Istanbul (Turkey). The Camondo Stairs (in Turkish: Kamondo Merdivenleri) are located in the Galata neighbourhood and are the result of a public service project donated to the city of Istanbul by the wealthy Jewish family Camondo. The stairs climb up from the Bankalar Caddesi (Avenue of the Banks, close to the Galata Docks n Karakoy District) to a school built by the same family. What makes these stairs very special is their hexagonal shape, which – it is said – was arranged so that if a child would slip while climbing down, the other bevel would prevent her or him from falling. In fact, these stairs were built to help Camondo’s children to reach the school and to cut down the family way to the Bankalar Caddesi.
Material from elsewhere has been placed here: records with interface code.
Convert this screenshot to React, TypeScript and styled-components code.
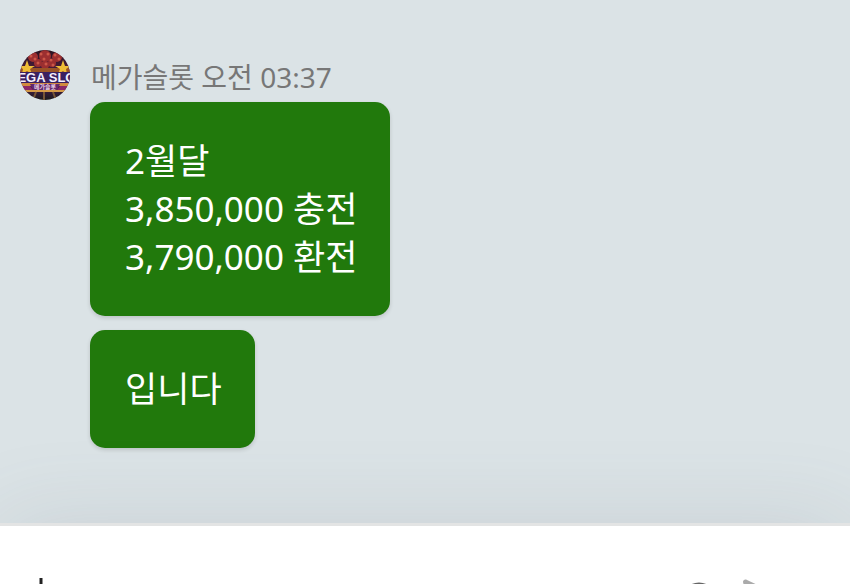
import React from 'react';
import styled, { createGlobalStyle } from "styled-components";


type MessageInfo = {
    id: number;
    lines: string[];
};

type MessageGroupInfo = {
    sender: string;
    time: string;
    messages: MessageInfo[];
};

const group: MessageGroupInfo = {
    sender: "메가슬롯",
    time: "오전 03:37",
    messages: [
        { id: 1, lines: ["2월달", "3,850,000 충전", "3,790,000 환전"] },
        { id: 2, lines: ["입니다"] },
    ],
};

const AvatarLogo = () => (
    <svg width="50" height="50" viewBox="0 0 50 50" role="img" aria-label="메가슬롯">
        <defs>
            <clipPath id="avatar-circle"><circle cx="25" cy="25" r="25" /></clipPath>
            <linearGradient id="avatar-bg" x1="0" y1="0" x2="0" y2="1">
                <stop offset="0" stopColor="#2a1420" />
                <stop offset="0.4" stopColor="#4a1c3c" />
                <stop offset="0.7" stopColor="#4a1c50" />
                <stop offset="1" stopColor="#1c1a1c" />
            </linearGradient>
        </defs>
        <g clipPath="url(#avatar-circle)">
            <rect width="50" height="50" fill="url(#avatar-bg)" />
            <g fill="#9c2f30">
                <circle cx="13" cy="7" r="5" />
                <circle cx="25" cy="6" r="6" />
                <circle cx="37" cy="7" r="5" />
                <circle cx="18" cy="13" r="4" />
                <circle cx="32" cy="13" r="4" />
                <circle cx="25" cy="15" r="4" />
            </g>
            <g fill="#cc5748">
                <circle cx="11" cy="6" r="1.5" />
                <circle cx="15" cy="9" r="1.5" />
                <circle cx="21" cy="4" r="1.5" />
                <circle cx="28" cy="4" r="1.5" />
                <circle cx="24" cy="9" r="1.5" />
                <circle cx="35" cy="5" r="1.5" />
                <circle cx="39" cy="9" r="1.5" />
                <circle cx="31" cy="10" r="1.5" />
                <circle cx="18" cy="13" r="1.5" />
                <circle cx="26" cy="14" r="1.5" />
                <circle cx="33" cy="15" r="1.5" />
            </g>
            <path d="M0 18h50v4H0z" fill="#9a5326" />
            <path d="M7 10l2 6h6l-5 3 2 5-5-3-5 3 1-5-4-3h6zM43 10l2 6h6l-5 3 1 5-4-3-5 3 2-5-5-3h6z" fill="#eebc35" />
            <path d="M0 22h50v11H0z" fill="#3b2060" />
            <path d="M0 33h50v3H0z" fill="#d18a3e" />
            <text x="25" y="32" textAnchor="middle" fill="#f4effc" stroke="#3b2060" strokeWidth="1" paintOrder="stroke" fontFamily="'Liberation Sans', sans-serif" fontWeight="bold" fontSize="13">MEGA SLOT</text>
            <path d="M10 34h30l-3 6H13z" fill="#63286d" />
            <text x="25" y="39" textAnchor="middle" fill="#e8cde2" fontFamily="'Noto Sans CJK KR', sans-serif" fontWeight="bold" fontSize="6">메가슬롯</text>
            <path d="M1 36h9l3 4H3zM49 36h-9l-3 4h10z" fill="#8c2868" />
            <path d="M3 40h44v2H3z" fill="#d49a48" />
            <path d="M16 42l-3 8M24 42v8M33 42l3 8" stroke="#785536" strokeWidth="2" />
        </g>
    </svg>
);

const PlusIcon = () => (
    <svg width="42" height="42" viewBox="0 0 42 42" fill="none" stroke="#222" strokeWidth="3" aria-hidden="true">
        <path d="M21 3v36M3 21h36" />
    </svg>
);

const SmileIcon = () => (
    <svg width="42" height="42" viewBox="0 0 42 42" fill="none" stroke="#666" strokeWidth="3" aria-hidden="true">
        <circle cx="21" cy="25" r="16" />
        <path d="M14 28c3 6 11 6 14 0M15 20v2M27 20v2" />
    </svg>
);

const SendIcon = () => (
    <svg width="42" height="42" viewBox="0 0 42 42" fill="#aaa" aria-hidden="true">
        <path d="M3 7c0-2 2-3 4-2l32 15c2 1 2 3 0 4L7 39c-2 1-4 0-4-2l3-12 18-3-18-3z" />
    </svg>
);

const App = () => {
    return <Page>
        <GlobalStyle />
        <Thread>
            <Avatar><AvatarLogo /></Avatar>
            <MessageGroup>
                <Meta>{group.sender} <time>{group.time}</time></Meta>
                {group.messages.map((message) => (
                    <Bubble key={`Message${message.id}`}>
                        {message.lines.map((line, idx) => <Line key={`Line${idx}`}>{line}</Line>)}
                    </Bubble>
                ))}
            </MessageGroup>
        </Thread>
        <Composer onSubmit={(e) => e.preventDefault()}>
            <IconButton type="button" aria-label="첨부"><PlusIcon /></IconButton>
            <MessageInput aria-label="메시지" />
            <IconButton type="button" aria-label="이모티콘"><SmileIcon /></IconButton>
            <IconButton type="submit" aria-label="보내기"><SendIcon /></IconButton>
        </Composer>
    </Page>
};

const GlobalStyle = createGlobalStyle`
    * {
        box-sizing: border-box;
    }

    body {
        margin: 0;
        background-color: white;
        font-family: "Noto Sans", "Noto Sans CJK KR", sans-serif;
    }
`;

const Page = styled.div`
    height: 100vh;
    overflow: hidden;
    background-color: white;
`;

const Thread = styled.main`
    display: flex;
    align-items: flex-start;
    gap: 20px;
    padding: 50px 20px 75px;
    background-color: #dbe3e6;
`;

const Avatar = styled.div`
    flex: none;
    width: 50px;
    height: 50px;

    svg {
        display: block;
    }
`;

const MessageGroup = styled.section`
    display: flex;
    flex-direction: column;
    align-items: flex-start;
    gap: 14px;
    min-width: 0;
`;

const Meta = styled.p`
    margin: 0 0 -14px;
    padding: 3px 0 1px 1px;
    font-size: 28px;
    line-height: 48px;
    color: #777;
`;

const Bubble = styled.article`
    padding: 35px 33px 35px 35px;
    border-radius: 15px;
    background-color: #21790c;
    color: white;
    box-shadow: 0 2px 4px rgba(0, 0, 0, 0.14);
`;

const Line = styled.p`
    margin: 0;
    font-size: 35px;
    line-height: 48px;
`;

const Composer = styled.form`
    position: relative;
    display: flex;
    align-items: center;
    gap: 20px;
    padding: 49px 68px 30px 20px;
    border-top: 3px solid #e3e4e4;
    background-color: white;
    box-shadow: 0 0 90px rgba(90, 100, 110, 0.14);
`;

const IconButton = styled.button`
    flex: none;
    padding: 0;
    border: none;
    background: none;

    svg {
        display: block;
    }
`;

const MessageInput = styled.input`
    flex: 1;
    min-width: 0;
    border: none;
    outline: none;
    background: none;
    font: inherit;
    font-size: 28px;
`;

export default App;
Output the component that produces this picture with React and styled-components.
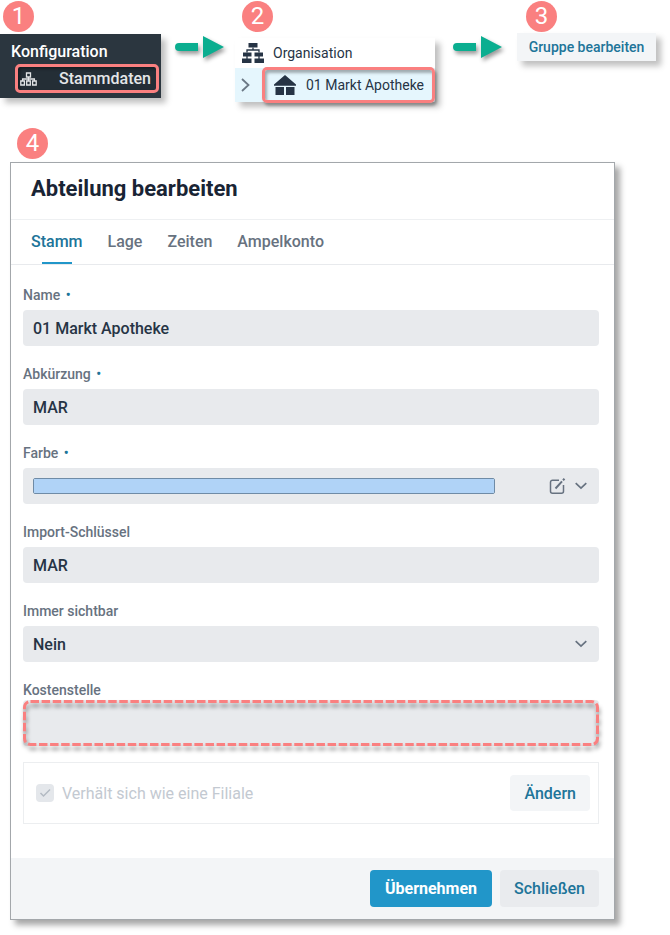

The Camondo family was a prominent European family of Jewish financiers and philanthropists. After the 1497 Spanish decree (that ordered the expulsion of all Jews who refused conversion to Catholicism) the family settled in Venice where some members became famous by their scholarship as well as by the services they rendered to their adopted country. Following the Austrian takeover of Venice in 1798, members of the family moved to Istanbul where, despite the many restrictions imposed on all minorities, flourished as merchants. In 1802 the Camondo family founded the Isaac Camondo & Cie Bank, inherited by Abraham Salomon after his brother Isaac’s death in 1832. Abraham Salomon prospered greatly, became the prime banker to the Ottoman Empire (until the founding of the Imperial Ottoman Bank in 1863) and financially contributed to the liberation of Venice from the Austrian Empire (for this, the King of Italy Victor Emmanuel II conferred upon him the title of count, with the privilege of transmitting it in perpetuity to the eldest son of the family). He died in Paris in 1873 but, in accordance to his wishes, his remains were returned to Constantinople and were buried in the Jewish cemetery at Hasköy, a neighbourhood on the Golden Horn in Istanbul. This family is now extinct; the last descendants, Béatrice de Camondo with her two children (Fanny and Bertrand) and with her husband Léon Reinach were deported and murdered in Auschwitz from 1943 to 1945 during World War II.
The legendary Henri Cartier Bresson chose these stairs for one of his most famous photo during one of his visits to Istanbul.